A Li₂S-Based Catholyte/Solid-State-Electrolyte Composite for Electrochemically Stable Lithium-Sulfur Batteries

Li₂S, which features a high theoretical capacity of 1,166 mA·h g^-1, is an attractive cathode material for developing high-energy-density lithium-sulfur batteries. However, pristine Li₂S requires a high activation voltage of 4.0 V, which degrades both the electrolyte and electrode, leading to poor cycling performance. In an effort to reduce the activation overpotential, in this study, we investigate the use of P₂S₅ in an advanced Li₂S-P₂S₅ catholyte and demonstrate a new synthetic approach that enables facile and low-temperature processing. Our findings show the P₂S₅ additive generates two thiophosphates with high ionic conductivities in the catholyte, which improve the activation efficiency and the electrochemical utilization.

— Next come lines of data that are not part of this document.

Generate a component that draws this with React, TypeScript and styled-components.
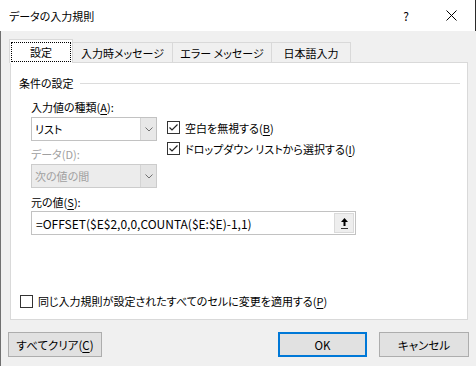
import styled, { createGlobalStyle } from 'styled-components';

const GlobalStyle = createGlobalStyle`
  html, body {
    margin: 0;
    padding: 0;
    background: #f0f0f0;
  }
  body {
    font-family: "Noto Sans CJK JP", "Noto Sans", sans-serif;
    font-size: 11px;
    color: #000;
    font-feature-settings: "palt";
  }
  * {
    box-sizing: border-box;
  }
`;

const Window = styled.div`
  width: 476px;
  height: 366px;
  display: flex;
  flex-direction: column;
  overflow: hidden;
`;

const TitleBar = styled.div`
  height: 31px;
  flex-shrink: 0;
  background: #fff;
  border-right: 1px solid #2b2b2b;
  display: flex;
  align-items: center;
  padding-left: 9px;
`;

const Title = styled.span`
  flex: 1;
  font-size: 11px;
`;

const HelpMark = styled.span`
  font-size: 12px;
  margin-right: 37px;
`;

const CloseMark = styled.svg`
  margin-right: 18px;
`;

const Body = styled.div`
  flex: 1;
  background: #f0f0f0;
  border-left: 1px solid #707070;
  padding: 8px 7px 0 8px;
  display: flex;
  flex-direction: column;
`;

const TabStrip = styled.div`
  display: flex;
  align-items: flex-end;
  height: 24px;
  margin-bottom: -1px;
  position: relative;
  z-index: 1;
`;

const Tab = styled.div<{ $active?: boolean; $width: number }>`
  width: ${p => p.$width}px;
  height: ${p => (p.$active ? 24 : 20)}px;
  margin-bottom: ${p => (p.$active ? 0 : 1)}px;
  margin-left: ${p => (p.$active ? 0 : -1)}px;
  background: ${p => (p.$active ? '#fff' : '#f0f0f0')};
  border: 1px solid #d9d9d9;
  border-bottom: none;
  display: flex;
  align-items: center;
  justify-content: center;
  padding: ${p => (p.$active ? '2px 1px 1px' : '0')};
`;

const FocusRect = styled.div`
  flex: 1;
  align-self: stretch;
  border: 1px dotted #000;
  display: flex;
  align-items: center;
  justify-content: center;
`;

const Panel = styled.div`
  width: 458px;
  height: 258px;
  margin-left: 1px;
  background: #fff;
  border: 1px solid #d9d9d9;
  display: flex;
  flex-direction: column;
  padding: 12px 7px 10px 0;
`;

const GroupHeader = styled.div`
  display: flex;
  align-items: center;
  height: 16px;
  padding-left: 8px;
  gap: 6px;

  &::after {
    content: '';
    flex: 1;
    height: 1px;
    background: #dcdcdc;
  }
`;

const Fields = styled.div`
  padding-left: 20px;
  display: flex;
  flex-direction: column;
`;

const FieldLabel = styled.div<{ $disabled?: boolean; $top: number }>`
  height: 16px;
  line-height: 16px;
  margin-top: ${p => p.$top}px;
  color: ${p => (p.$disabled ? '#a0a0a0' : '#000')};
`;

const Accel = styled.span`
  text-decoration: underline;
  text-underline-offset: 2px;
`;

const TypeRow = styled.div`
  display: flex;
  gap: 10px;
  margin-top: 2px;
`;

const LeftCol = styled.div`
  width: 126px;
  display: flex;
  flex-direction: column;
`;

const RightCol = styled.div`
  display: flex;
  flex-direction: column;
`;

const Combo = styled.div<{ $disabled?: boolean; $top?: number }>`
  height: 24px;
  margin-top: ${p => p.$top ?? 0}px;
  display: flex;
  border: 1px solid ${p => (p.$disabled ? '#cccccc' : '#c2c2c2')};
  background: ${p => (p.$disabled ? '#ececec' : '#fff')};
  color: ${p => (p.$disabled ? '#a0a0a0' : '#000')};
`;

const ComboText = styled.div`
  flex: 1;
  display: flex;
  align-items: center;
  padding-left: 3px;
`;

const ComboButton = styled.div<{ $disabled?: boolean }>`
  width: 16px;
  display: flex;
  align-items: center;
  justify-content: center;
  border-left: 1px solid #d4d4d4;
  background: ${p => (p.$disabled ? '#e4e4e4' : '#e8e8e8')};
`;

const CheckRow = styled.label`
  display: flex;
  align-items: center;
  height: 21px;
  gap: 5px;
`;

const BottomCheck = styled(CheckRow)`
  margin-top: auto;
  padding-left: 9px;
  height: 16px;
`;

const Box = styled.span`
  width: 13px;
  height: 13px;
  border: 1px solid #333;
  background: #fff;
  display: flex;
  align-items: center;
  justify-content: center;
`;

const SourceInput = styled.div`
  width: 325px;
  height: 24px;
  margin-top: 1px;
  display: flex;
  border: 1px solid #c2c2c2;
  background: #fff;
`;

const SourceText = styled.div`
  flex: 1;
  display: flex;
  align-items: center;
  padding-left: 4px;
  font-size: 12px;
`;

const RefButton = styled.div`
  width: 20px;
  margin: 1px;
  display: flex;
  align-items: center;
  justify-content: center;
  background: #eeeeee;
  border: 1px solid #dadada;
`;

const Footer = styled.div`
  display: flex;
  justify-content: space-between;
  margin: 12px 0 0 -1px;
`;

const ButtonGroup = styled.div`
  display: flex;
  gap: 12px;
`;

const Button = styled.button<{ $width: number; $default?: boolean }>`
  width: ${p => p.$width}px;
  height: 25px;
  padding: 0;
  font: inherit;
  font-size: 11.5px;
  font-feature-settings: "palt";
  color: #000;
  background: #e1e1e1;
  border: 1px solid ${p => (p.$default ? '#0078d7' : '#adadad')};
  box-shadow: ${p => (p.$default ? 'inset 0 0 0 1px #0078d7' : 'none')};
`;

const Check = () => (
  <svg width="11" height="11" viewBox="0 0 11 11">
    <polyline points="1.5,5.5 4,8 9.5,2.5" fill="none" stroke="#222" strokeWidth="1.2" />
  </svg>
);

const Chevron = () => (
  <svg width="8" height="5" viewBox="0 0 8 5">
    <polyline points="0.5,0.5 4,4 7.5,0.5" fill="none" stroke="#707070" strokeWidth="1" />
  </svg>
);

const CollapseIcon = () => (
  <svg width="7" height="11" viewBox="0 0 7 11">
    <polygon points="3.5,0 0,4 7,4" fill="#000" />
    <rect x="2.5" y="4" width="2" height="4" fill="#000" />
    <rect x="0" y="10" width="7" height="1" fill="#333" />
  </svg>
);

export default function App() {
  return (
    <>
      <GlobalStyle />
      <Window>
        <TitleBar>
          <Title>データの入力規則</Title>
          <HelpMark>?</HelpMark>
          <CloseMark width="11" height="11" viewBox="0 0 11 11">
            <line x1="0.5" y1="0.5" x2="10.5" y2="10.5" stroke="#000" strokeWidth="1" />
            <line x1="10.5" y1="0.5" x2="0.5" y2="10.5" stroke="#000" strokeWidth="1" />
          </CloseMark>
        </TitleBar>
        <Body>
          <TabStrip>
            <Tab $active $width={64}>
              <FocusRect>設定</FocusRect>
            </Tab>
            <Tab $width={101}>入力時メッセージ</Tab>
            <Tab $width={100}>エラー メッセージ</Tab>
            <Tab $width={80}>日本語入力</Tab>
          </TabStrip>
          <Panel>
            <GroupHeader>条件の設定</GroupHeader>
            <Fields>
              <FieldLabel $top={8}>
                入力値の種類(<Accel>A</Accel>):
              </FieldLabel>
              <TypeRow>
                <LeftCol>
                  <Combo>
                    <ComboText>リスト</ComboText>
                    <ComboButton>
                      <Chevron />
                    </ComboButton>
                  </Combo>
                  <FieldLabel $disabled $top={5}>
                    データ(D):
                  </FieldLabel>
                  <Combo $disabled $top={2}>
                    <ComboText>次の値の間</ComboText>
                    <ComboButton $disabled>
                      <Chevron />
                    </ComboButton>
                  </Combo>
                </LeftCol>
                <RightCol>
                  <CheckRow>
                    <Box>
                      <Check />
                    </Box>
                    <span>
                      空白を無視する(<Accel>B</Accel>)
                    </span>
                  </CheckRow>
                  <CheckRow>
                    <Box>
                      <Check />
                    </Box>
                    <span>
                      ドロップダウン リストから選択する(<Accel>I</Accel>)
                    </span>
                  </CheckRow>
                </RightCol>
              </TypeRow>
              <FieldLabel $top={6}>
                元の値(<Accel>S</Accel>):
              </FieldLabel>
              <SourceInput>
                <SourceText>=OFFSET($E$2,0,0,COUNTA($E:$E)-1,1)</SourceText>
                <RefButton>
                  <CollapseIcon />
                </RefButton>
              </SourceInput>
            </Fields>
            <BottomCheck>
              <Box />
              <span>
                同じ入力規則が設定されたすべてのセルに変更を適用する(<Accel>P</Accel>)
              </span>
            </BottomCheck>
          </Panel>
          <Footer>
            <Button $width={94}>
              すべてクリア(<Accel>C</Accel>)
            </Button>
            <ButtonGroup>
              <Button $width={89} $default>
                OK
              </Button>
              <Button $width={90}>キャンセル</Button>
            </ButtonGroup>
          </Footer>
        </Body>
      </Window>
    </>
  );
}
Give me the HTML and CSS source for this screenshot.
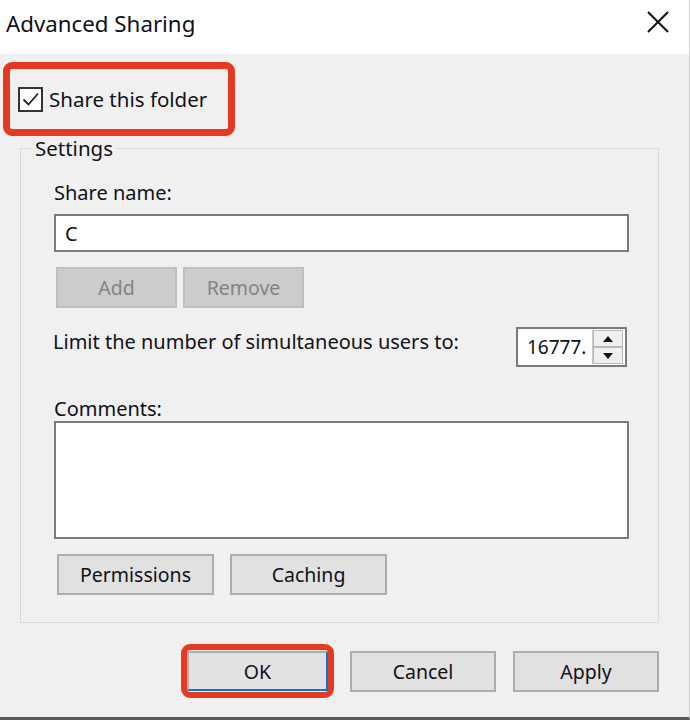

To further improve this advanced catholyte design, we also investigate two modified Li₂S-P₂S₅ catholytes based on carbon black (to strengthen the conductivity) and dilute polysulfide (Li₂S₆; to amplify the reaction activity). Our analysis indicates that the optimal Li₂S-P₂S₅-Li₂S₆ catholyte attains high ionic conductivity and strong reaction kinetics, achieving a high charge-storage capacity of 700 mA·h g^-1 with a long-term cyclability of 200 cycles.